Retype each line of the material exactly, please, skipping any picture in it.

▸ **DATASET SECTION**
====================

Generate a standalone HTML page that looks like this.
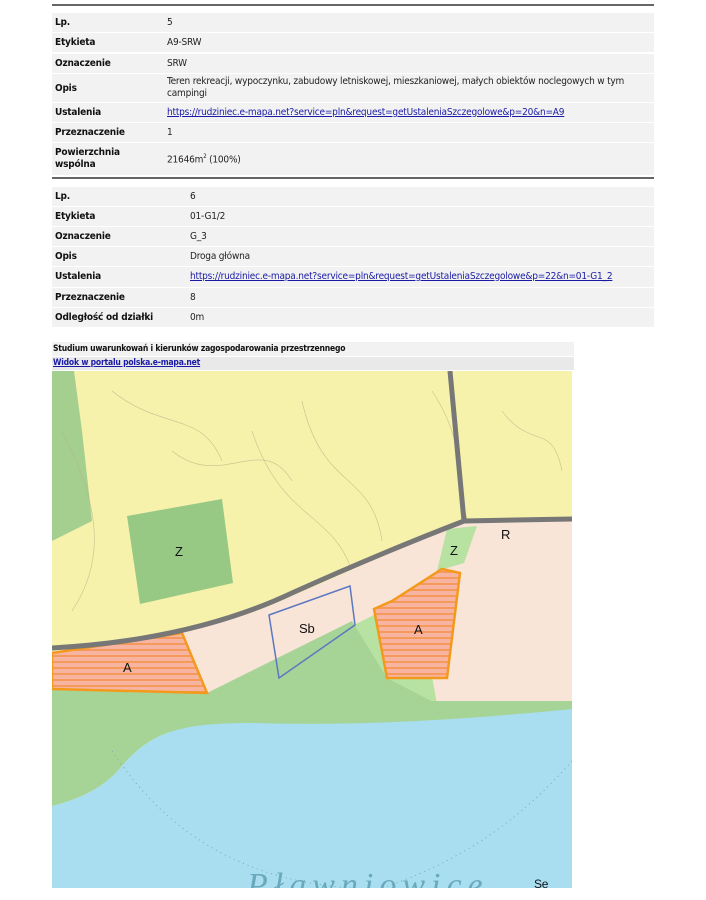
<!DOCTYPE html>
<html><head><meta charset="utf-8"><style>
*{margin:0;padding:0;box-sizing:border-box}
body{width:706px;height:900px;background:#fff;font-family:"DejaVu Sans Condensed","DejaVu Sans","Liberation Sans",sans-serif;font-size:10px;letter-spacing:-0.2px;color:#222;position:relative;overflow:hidden}
.rule{position:absolute;left:52px;width:602px;height:2px;background:#666}
.t{position:absolute;left:52px;width:602px}
.r{position:absolute;left:0;width:602px;background:#f2f2f2}
.l{position:absolute;left:3px;font-weight:bold;color:#111}
.v{position:absolute}
a{color:#1a1aa6;text-decoration:underline}
</style></head><body>
<div class="rule" style="top:4px"></div>
<div class="t" style="top:0">
 <div class="r" style="top:13px;height:19px"><span class="l" style="top:4px">Lp.</span><span class="v" style="left:115px;top:4px">5</span></div>
 <div class="r" style="top:33px;height:19px"><span class="l" style="top:4px">Etykieta</span><span class="v" style="left:115px;top:4px">A9-SRW</span></div>
 <div class="r" style="top:54px;height:19px"><span class="l" style="top:4px">Oznaczenie</span><span class="v" style="left:115px;top:4px">SRW</span></div>
 <div class="r" style="top:74px;height:28px"><span class="l" style="top:9px">Opis</span><span class="v" style="left:115px;top:2px;width:480px;line-height:12px">Teren rekreacji, wypoczynku, zabudowy letniskowej, mieszkaniowej, małych obiektów noclegowych w tym campingi</span></div>
 <div class="r" style="top:103px;height:19px"><span class="l" style="top:4px">Ustalenia</span><span class="v" style="left:115px;top:4px"><a>https://rudziniec.e-mapa.net?service=pln&amp;request=getUstaleniaSzczegolowe&amp;p=20&amp;n=A9</a></span></div>
 <div class="r" style="top:123px;height:19px"><span class="l" style="top:4px">Przeznaczenie</span><span class="v" style="left:115px;top:4px">1</span></div>
 <div class="r" style="top:143px;height:32px"><span class="l" style="top:4px;line-height:12px">Powierzchnia<br>wspólna</span><span class="v" style="left:115px;top:10px">21646m<sup style="font-size:6px">2</sup> (100%)</span></div>
</div>
<div class="rule" style="top:177px"></div>
<div class="t" style="top:0">
 <div class="r" style="top:187px;height:19px"><span class="l" style="top:4px">Lp.</span><span class="v" style="left:138px;top:4px">6</span></div>
 <div class="r" style="top:207px;height:19px"><span class="l" style="top:4px">Etykieta</span><span class="v" style="left:138px;top:4px">01-G1/2</span></div>
 <div class="r" style="top:227px;height:19px"><span class="l" style="top:4px">Oznaczenie</span><span class="v" style="left:138px;top:4px">G_3</span></div>
 <div class="r" style="top:247px;height:19px"><span class="l" style="top:4px">Opis</span><span class="v" style="left:138px;top:4px">Droga główna</span></div>
 <div class="r" style="top:267px;height:20px"><span class="l" style="top:4px">Ustalenia</span><span class="v" style="left:138px;top:4px"><a>https://rudziniec.e-mapa.net?service=pln&amp;request=getUstaleniaSzczegolowe&amp;p=22&amp;n=01-G1_2</a></span></div>
 <div class="r" style="top:288px;height:19px"><span class="l" style="top:4px">Przeznaczenie</span><span class="v" style="left:138px;top:4px">8</span></div>
 <div class="r" style="top:308px;height:19px"><span class="l" style="top:4px">Odległość od działki</span><span class="v" style="left:138px;top:4px">0m</span></div>
</div>
<div style="position:absolute;left:52px;top:342px;width:522px;height:14px;background:#f2f2f2;font-size:8.5px;font-weight:bold;padding:2px 1px;color:#111">Studium uwarunkowań i kierunków zagospodarowania przestrzennego</div>
<div style="position:absolute;left:52px;top:357px;width:522px;height:13px;background:#e9e9e9;font-size:8.5px;font-weight:bold;padding:1px 1px"><a>Widok w portalu polska.e-mapa.net</a></div>
<svg style="position:absolute;left:52px;top:371px" width="520" height="517" viewBox="0 0 520 517" font-family="Liberation Sans,sans-serif">
<defs><pattern id="h" width="6" height="6" patternUnits="userSpaceOnUse"><rect width="6" height="6" fill="#f7b4a0"/><rect width="6" height="2" y="2" fill="#f59a5a"/></pattern></defs>
<rect width="520" height="517" fill="#f6f2ab"/>
<path d="M0 0H22L30 60L40 150L10 165L0 170Z" fill="#a4cf8e"/>
<path d="M75 145L170 128L181 212L88 233Z" fill="#8dc47f" opacity=".9"/>
<g fill="none" stroke="#b8b58a" stroke-width=".6" opacity=".8">
<path d="M10 60C40 120 60 180 20 240M60 20C110 60 150 40 170 90M120 80C170 120 210 60 240 110M250 30C270 120 320 100 330 170M380 20C420 80 400 120 420 160M450 40C480 80 500 50 510 100M200 60C230 150 280 140 300 200"/>
</g>
<path d="M0 280C80 275 170 258 240 225C300 200 360 170 410 152L520 150V335L385 333L300 320L200 330L0 318Z" fill="#f9e4d8"/>
<path d="M395 158L425 155L412 192L385 200Z" fill="#b7e2a2"/>
<path d="M300 255L330 240L335 307L380 306L385 333L300 330L200 330Z" fill="#b7e2a2"/>
<path d="M0 318L155 322L300 250L335 307L385 333L520 335V360L0 360Z" fill="#a6d497"/>
<path d="M0 330H520V345C400 350 300 355 200 352C130 352 100 360 70 395C50 420 20 430 0 435Z" fill="#a6d497"/>
<path d="M0 435C20 430 50 420 70 395C100 360 130 352 200 352C300 355 400 350 520 338V517H0Z" fill="#a8def0"/>
<path d="M60 380C120 470 200 510 300 517M520 390C450 470 380 500 330 517" fill="none" stroke="#7aa" stroke-width="1" stroke-dasharray="1 4"/>
<path d="M0 282L130 262L155 322L0 318Z" fill="url(#h)" stroke="#f39a1c" stroke-width="2.5"/>
<path d="M322 238L340 230L390 198L408 202L395 307L335 307Z" fill="url(#h)" stroke="#f39a1c" stroke-width="2.5"/>
<path d="M217 244L298 215L303 254L227 307Z" fill="none" stroke="#5a78c0" stroke-width="1.5"/>
<path d="M0 277C90 272 170 255 240 222C300 195 360 170 412 150L398 0M412 150L520 148" fill="none" stroke="#777" stroke-width="5"/>
<g font-size="13" fill="#111"><text x="123" y="185">Z</text><text x="247" y="262">Sb</text><text x="71" y="301">A</text><text x="362" y="263">A</text><text x="398" y="184">Z</text><text x="449" y="168">R</text><text x="482" y="517" font-size="12">Se</text></g>
<text x="195" y="525" font-family="Liberation Serif,serif" font-style="italic" font-size="34" fill="#6aa8bd" letter-spacing="6">Pławniowice</text>
</svg>
</body></html>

====================

▸ **EXERCISE RESPONSE**
Generate a standalone HTML page that looks like this.
<!DOCTYPE html>
<html><head><meta charset="utf-8"><style>
*{margin:0;padding:0;box-sizing:border-box}
body{width:706px;height:900px;background:#fff;font-family:"DejaVu Sans Condensed","DejaVu Sans","Liberation Sans",sans-serif;font-size:10px;letter-spacing:-0.2px;color:#222;position:relative;overflow:hidden}
.rule{position:absolute;left:52px;width:602px;height:2px;background:#666}
.t{position:absolute;left:52px;width:602px}
.r{position:absolute;left:0;width:602px;background:#f2f2f2}
.l{position:absolute;left:3px;font-weight:bold;color:#111}
.v{position:absolute}
a{color:#1a1aa6;text-decoration:underline}
</style></head><body>
<div class="rule" style="top:4px"></div>
<div class="t" style="top:0">
 <div class="r" style="top:13px;height:19px"><span class="l" style="top:4px">Lp.</span><span class="v" style="left:115px;top:4px">5</span></div>
 <div class="r" style="top:33px;height:19px"><span class="l" style="top:4px">Etykieta</span><span class="v" style="left:115px;top:4px">A9-SRW</span></div>
 <div class="r" style="top:54px;height:19px"><span class="l" style="top:4px">Oznaczenie</span><span class="v" style="left:115px;top:4px">SRW</span></div>
 <div class="r" style="top:74px;height:28px"><span class="l" style="top:9px">Opis</span><span class="v" style="left:115px;top:2px;width:480px;line-height:12px">Teren rekreacji, wypoczynku, zabudowy letniskowej, mieszkaniowej, małych obiektów noclegowych w tym campingi</span></div>
 <div class="r" style="top:103px;height:19px"><span class="l" style="top:4px">Ustalenia</span><span class="v" style="left:115px;top:4px"><a>https://rudziniec.e-mapa.net?service=pln&amp;request=getUstaleniaSzczegolowe&amp;p=20&amp;n=A9</a></span></div>
 <div class="r" style="top:123px;height:19px"><span class="l" style="top:4px">Przeznaczenie</span><span class="v" style="left:115px;top:4px">1</span></div>
 <div class="r" style="top:143px;height:32px"><span class="l" style="top:4px;line-height:12px">Powierzchnia<br>wspólna</span><span class="v" style="left:115px;top:10px">21646m<sup style="font-size:6px">2</sup> (100%)</span></div>
</div>
<div class="rule" style="top:177px"></div>
<div class="t" style="top:0">
 <div class="r" style="top:187px;height:19px"><span class="l" style="top:4px">Lp.</span><span class="v" style="left:138px;top:4px">6</span></div>
 <div class="r" style="top:207px;height:19px"><span class="l" style="top:4px">Etykieta</span><span class="v" style="left:138px;top:4px">01-G1/2</span></div>
 <div class="r" style="top:227px;height:19px"><span class="l" style="top:4px">Oznaczenie</span><span class="v" style="left:138px;top:4px">G_3</span></div>
 <div class="r" style="top:247px;height:19px"><span class="l" style="top:4px">Opis</span><span class="v" style="left:138px;top:4px">Droga główna</span></div>
 <div class="r" style="top:267px;height:20px"><span class="l" style="top:4px">Ustalenia</span><span class="v" style="left:138px;top:4px"><a>https://rudziniec.e-mapa.net?service=pln&amp;request=getUstaleniaSzczegolowe&amp;p=22&amp;n=01-G1_2</a></span></div>
 <div class="r" style="top:288px;height:19px"><span class="l" style="top:4px">Przeznaczenie</span><span class="v" style="left:138px;top:4px">8</span></div>
 <div class="r" style="top:308px;height:19px"><span class="l" style="top:4px">Odległość od działki</span><span class="v" style="left:138px;top:4px">0m</span></div>
</div>
<div style="position:absolute;left:52px;top:342px;width:522px;height:14px;background:#f2f2f2;font-size:8.5px;font-weight:bold;padding:2px 1px;color:#111">Studium uwarunkowań i kierunków zagospodarowania przestrzennego</div>
<div style="position:absolute;left:52px;top:357px;width:522px;height:13px;background:#e9e9e9;font-size:8.5px;font-weight:bold;padding:1px 1px"><a>Widok w portalu polska.e-mapa.net</a></div>
<svg style="position:absolute;left:52px;top:371px" width="520" height="517" viewBox="0 0 520 517" font-family="Liberation Sans,sans-serif">
<defs><pattern id="h" width="6" height="6" patternUnits="userSpaceOnUse"><rect width="6" height="6" fill="#f7b4a0"/><rect width="6" height="2" y="2" fill="#f59a5a"/></pattern></defs>
<rect width="520" height="517" fill="#f6f2ab"/>
<path d="M0 0H22L30 60L40 150L10 165L0 170Z" fill="#a4cf8e"/>
<path d="M75 145L170 128L181 212L88 233Z" fill="#8dc47f" opacity=".9"/>
<g fill="none" stroke="#b8b58a" stroke-width=".6" opacity=".8">
<path d="M10 60C40 120 60 180 20 240M60 20C110 60 150 40 170 90M120 80C170 120 210 60 240 110M250 30C270 120 320 100 330 170M380 20C420 80 400 120 420 160M450 40C480 80 500 50 510 100M200 60C230 150 280 140 300 200"/>
</g>
<path d="M0 280C80 275 170 258 240 225C300 200 360 170 410 152L520 150V335L385 333L300 320L200 330L0 318Z" fill="#f9e4d8"/>
<path d="M395 158L425 155L412 192L385 200Z" fill="#b7e2a2"/>
<path d="M300 255L330 240L335 307L380 306L385 333L300 330L200 330Z" fill="#b7e2a2"/>
<path d="M0 318L155 322L300 250L335 307L385 333L520 335V360L0 360Z" fill="#a6d497"/>
<path d="M0 330H520V345C400 350 300 355 200 352C130 352 100 360 70 395C50 420 20 430 0 435Z" fill="#a6d497"/>
<path d="M0 435C20 430 50 420 70 395C100 360 130 352 200 352C300 355 400 350 520 338V517H0Z" fill="#a8def0"/>
<path d="M60 380C120 470 200 510 300 517M520 390C450 470 380 500 330 517" fill="none" stroke="#7aa" stroke-width="1" stroke-dasharray="1 4"/>
<path d="M0 282L130 262L155 322L0 318Z" fill="url(#h)" stroke="#f39a1c" stroke-width="2.5"/>
<path d="M322 238L340 230L390 198L408 202L395 307L335 307Z" fill="url(#h)" stroke="#f39a1c" stroke-width="2.5"/>
<path d="M217 244L298 215L303 254L227 307Z" fill="none" stroke="#5a78c0" stroke-width="1.5"/>
<path d="M0 277C90 272 170 255 240 222C300 195 360 170 412 150L398 0M412 150L520 148" fill="none" stroke="#777" stroke-width="5"/>
<g font-size="13" fill="#111"><text x="123" y="185">Z</text><text x="247" y="262">Sb</text><text x="71" y="301">A</text><text x="362" y="263">A</text><text x="398" y="184">Z</text><text x="449" y="168">R</text><text x="482" y="517" font-size="12">Se</text></g>
<text x="195" y="525" font-family="Liberation Serif,serif" font-style="italic" font-size="34" fill="#6aa8bd" letter-spacing="6">Pławniowice</text>
</svg>
</body></html>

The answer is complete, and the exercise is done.